Ami Louis Meylan arrives each day to the Audemars Piguet workshop in a suit, white shirt, tie, and black hat. Once stationed at his workbench, he replaces his jacket with a lab coat. He works as a repassuer, tasked with making the final adjustments to a movement’s mechanism. During the brief moments of respite from his horological handiwork, he gazes out of the window to the horizon beyond. The facility is bathed in light, enveloped by lush forests and emerald pastures amid the vast mountainous backdrop of the Vallée de Joux. Although a century lapsed between the founding of the Audemar Piguet Company and the moment Meylan first fixed his watchmaker’s loupe into his eye, the company, and the extensive pedigree of its master watchmakers, remain largely unchanged.
The villagers of Le Brassus possess the perfect alchemy for a thriving watchmaking industry – time, quiet, patience, and ingenuity. This small settlement in the Jura Mountains in western Switzerland with its harsh climate and poor soil became noted for ushering in the first wave of industrial activity in the Vallée de Joux. The village soon became known for its technical precision and transformed itself into the cradle of haute horlogerie. Geneva watchmakers came to depend on the complex movements manufactured here.
It was here, among the finest watchmakers in the world, that 22 year old Jules Louis Audemars and 24 year old Edward Auguste Piguet founded Audemars Piguet in 1875, with a workshop in the family home, a registered trademark, and a partnership contract valid for a decade. The partnership continues to this day, and Audemars Piguet is the oldest fine watchmaking manufacturer to remain in the hands of its founding families. Jasmine Audemars, the company’s current chairwoman, is the great granddaughter of Jules Louis, and several other members of the Audemars clan still sit on the board.
Combining traditional craft with modern technological exactitude, Audemars Piguet handcrafts each of its 32,000 watchers per year, with their most extensively produced models never exceeding 1,000 units each.
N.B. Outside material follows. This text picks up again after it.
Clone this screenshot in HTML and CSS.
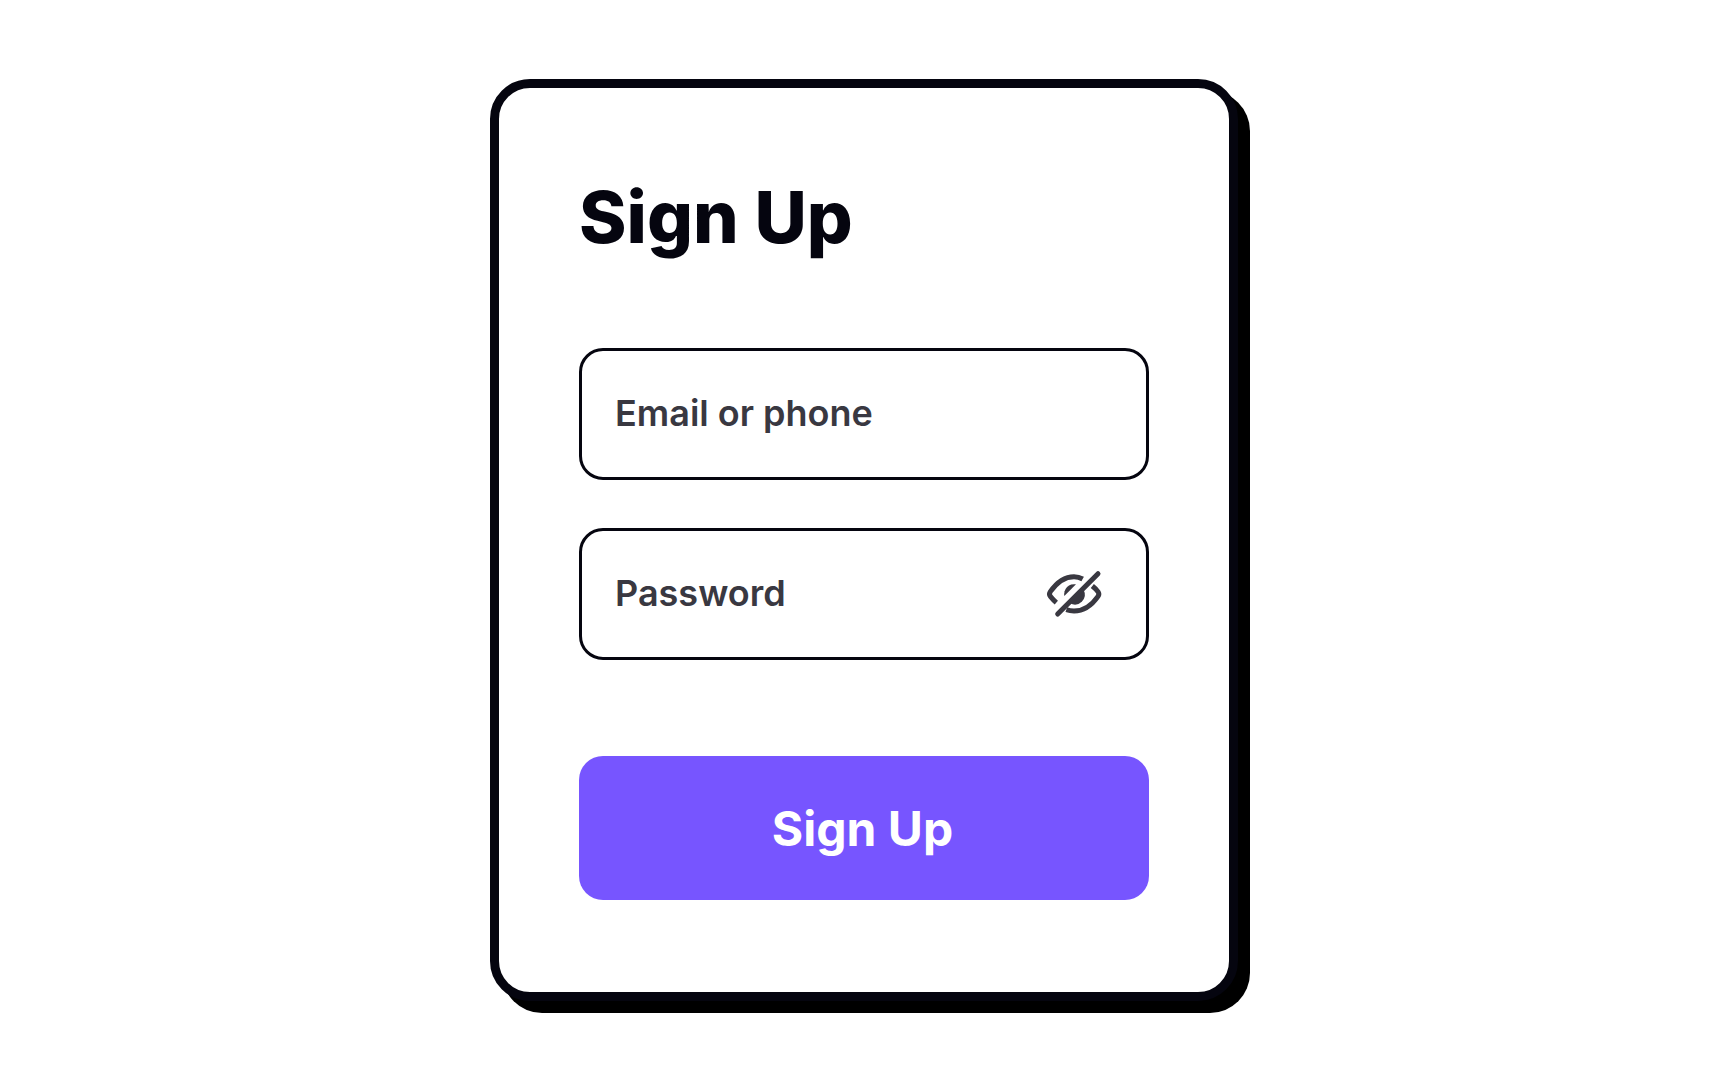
FILE: index.html
```html
<!DOCTYPE html>
<html lang="en">
<head>
<meta charset="utf-8">
<meta name="viewport" content="width=device-width, initial-scale=1">
<title>Sign Up</title>
<link rel="stylesheet" href="styles.css">
</head>
<body>
<main class="page">
  <form class="card">
    <h1 class="title">Sign Up</h1>
    <div class="fields">
      <div class="field">
        <input class="field-input" type="text" aria-label="Email or phone" placeholder="Email or phone">
      </div>
      <div class="field">
        <input class="field-input" type="password" aria-label="Password" placeholder="Password">
        <button class="toggle" type="button" aria-label="Show password">
          <svg class="toggle-icon" viewBox="0 0 180 156" fill="none" stroke="currentColor" stroke-width="15" stroke-linecap="butt" stroke-linejoin="round" aria-hidden="true">
            <path d="M37 104C30 98 24 91 19 85Q14 78 19 71C37 45 61 26 90 26Q104 26 116 33"/>
            <path d="M145 54Q155 62 162 71Q167 78 162 85C144 111 120 129 90 129Q78 129 67 125"/>
            <path d="M61 84A30 30 0 0 1 96 49Z" fill="currentColor" stroke="none"/>
            <path d="M119 66A30 30 0 0 1 78 106Z" fill="currentColor" stroke="none"/>
            <path d="M41 138L162 17" stroke-linecap="round"/>
          </svg>
        </button>
      </div>
    </div>
    <button class="submit" type="button">Sign Up</button>
  </form>
</main>
</body>
</html>
```
FILE: styles.css
```css
* {
  box-sizing: border-box;
}

body {
  margin: 0;
  background: #fff;
  color: #05050f;
  font-family: Inter, "Liberation Sans", sans-serif;
}

.page {
  display: grid;
  place-items: center;
  min-height: 100vh;
  padding: 24px;
}

.card {
  width: 100%;
  max-width: 748px;
  padding: 80px 80px 92px;
  border: 9px solid #05050f;
  border-radius: 40px;
  background: #fff;
  box-shadow: 12px 12px 0 #000;
}

.title {
  margin: 0 0 82px;
  font-size: 72px;
  font-weight: 800;
  line-height: 98px;
}

.fields {
  display: grid;
  grid-template-columns: minmax(0, 1fr);
  gap: 48px;
  margin-bottom: 96px;
}

.field {
  display: flex;
  align-items: center;
  height: 132px;
  padding: 0 42px 0 33px;
  border: 3px solid #05050f;
  border-radius: 24px;
}

.field-input {
  flex: 1;
  min-width: 0;
  padding: 0 0 2px;
  border: 0;
  outline: 0;
  background: none;
  color: #393841;
  font: inherit;
  font-size: 36px;
  font-weight: 600;
  line-height: 48px;
}

.field-input::placeholder {
  color: #393841;
  opacity: 1;
}

.toggle {
  display: flex;
  padding: 0;
  border: 0;
  background: none;
  color: #393841;
}

.toggle-icon {
  width: 60px;
  height: 52px;
}

.submit {
  display: block;
  width: 100%;
  height: 144px;
  padding: 0 3px 0 0;
  border: 0;
  border-radius: 24px;
  background: #7755ff;
  color: #fff;
  font: inherit;
  font-size: 48px;
  font-weight: 700;
}
```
As one of the three major Swiss watch producers, the brand finds itself in the rarefied company of Patek Philippe and Vacheron Constantin, while Tiffany & Co. and Cartier use Audemars Piguet movements to this day.
Although the company has acquired two additional production sites in Le Locle and Meyrin-Geneva, the vast majority of design, production, and assembly of Audemars Piguet timepieces still takes place at its 11,000 m² Le Brassus headquarters. The facility’s understated interiors and protective sound barriers allow for minimal disturbance as design and development teams work in concert over the course of three to five years to turn an idea into a functioning horological artwork. Cases, straps, dials, hands, and winding crowns all begin as sketches and are reworked over and again until the perfect blend of form and function is achieved. Computer designers and art directors then collaborate to evolve the sketch into a more concrete vision on screen, working with actual dimensions and specifications until a prototype can be produced.
The Le Brassus workshops, where master craftsmen sit meticulously polishing, bevelling, and decorating, feature huge two metre high windows looking out on an immaculate view of the Orbe River valley and letting in soft northern light. It is perhaps due to this well known harmony with nature that has led to conjecture that the quality of an Audemars Piguet chime was partly due to tempering steel gongs in horse urine, while their movements were lubricated with the purest drops of oil. Once the individual components of the movement have been scrupulously manufactured and finished, a single watchmaker is tasked with assembling the several hundred parts over the course of two to three months. With surgeon like precision, the watchmaker starts by putting certain components together, testing them, taking them apart to hone or polish given sections – such as correcting the tooth of a gear by one-hundredth of a millimeter – until a satisfactory result is obtained. The watch’s final adjustment is done through a variable series of tests to ensure regularity and accuracy, then the dial is added, the hands are attached, the mechanism anchored to the case, and a strap is finally affixed.
It takes around six months for an Audemars Piguet timepiece to come into being, and this is only after years of designing, conceptualising, and prototyping. To don a Royal Oak or Millenary, is to wear a piece of history. It is the result of generations acquiring the finer points of their trade, sitting at the workbenches, fixing their watchmaker’s loupes into their eyes, and holding the same tools in their hands. As Simon Van Booy once wrote, “Actually, years mean nothing. It’s what’s inside them.” As far as Audemars Piguet is concerned, what’s inside is 140 years of uninterrupted excellence.